Question 259691
-6 < 2-3x < 10 is your equation:


subtract 2 from all sides of the equation to get:


-8 < -3x < 8


multiply all sides of the equation by -1 to get:


8 > 3x > -8


divide all sides of the equation by 3 to get:


8/3 > x > -8/3


you have:


x > -8/3 and x < 8/3


this translates to:


x > -2.66666666... and x < 2.66666666...


unless it gets real close, I'll use x > -2.6 and x < 2.6 as the limits test.

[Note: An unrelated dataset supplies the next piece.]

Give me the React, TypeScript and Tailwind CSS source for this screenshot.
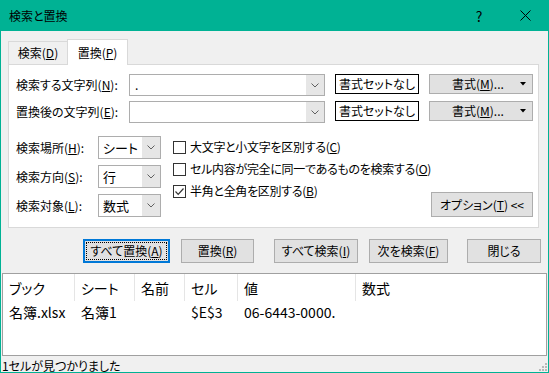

when x = -3, x is smaller than -2.6 so x = -3 is NOT valid.
when x = -2, x > -2.6 and x < 2.6 so this is good.
when x = -1, x > -2.6 and x < 2.6 so this is good.
when x = 0, x > -2.6 and x < 2.6 so this is good.
when x = 2, x > -2.6 and x < 2.6 so this is good.


looks like selection A is the invalid one.


to confirm, plug that value of x into your original equation.


original equation is:


-6 < 2-3x < 10


substitute (-3) for x into that equation to get:


-6 < 2 - (3*(-3)) < 10 which becomes:


-6 < 2 - (-9) < 10 which becomes:


-6 < 2 + 9 < 10 which becomes:


-6 < 11 < 10.


-6 is smaller than 11 so that part is good.
11 is NOT smaller than 10 so that part is NOT good.


This confirms that selection A cannot be a possible value of x.


If you plug all the other possible values of x into the original equation, you will see that they can be possible values of x.


your answer is selection A.


you showed selection E as 2 A.


I assumed this was a typographical error so I took out the A and left the 2 to make selection E = 2.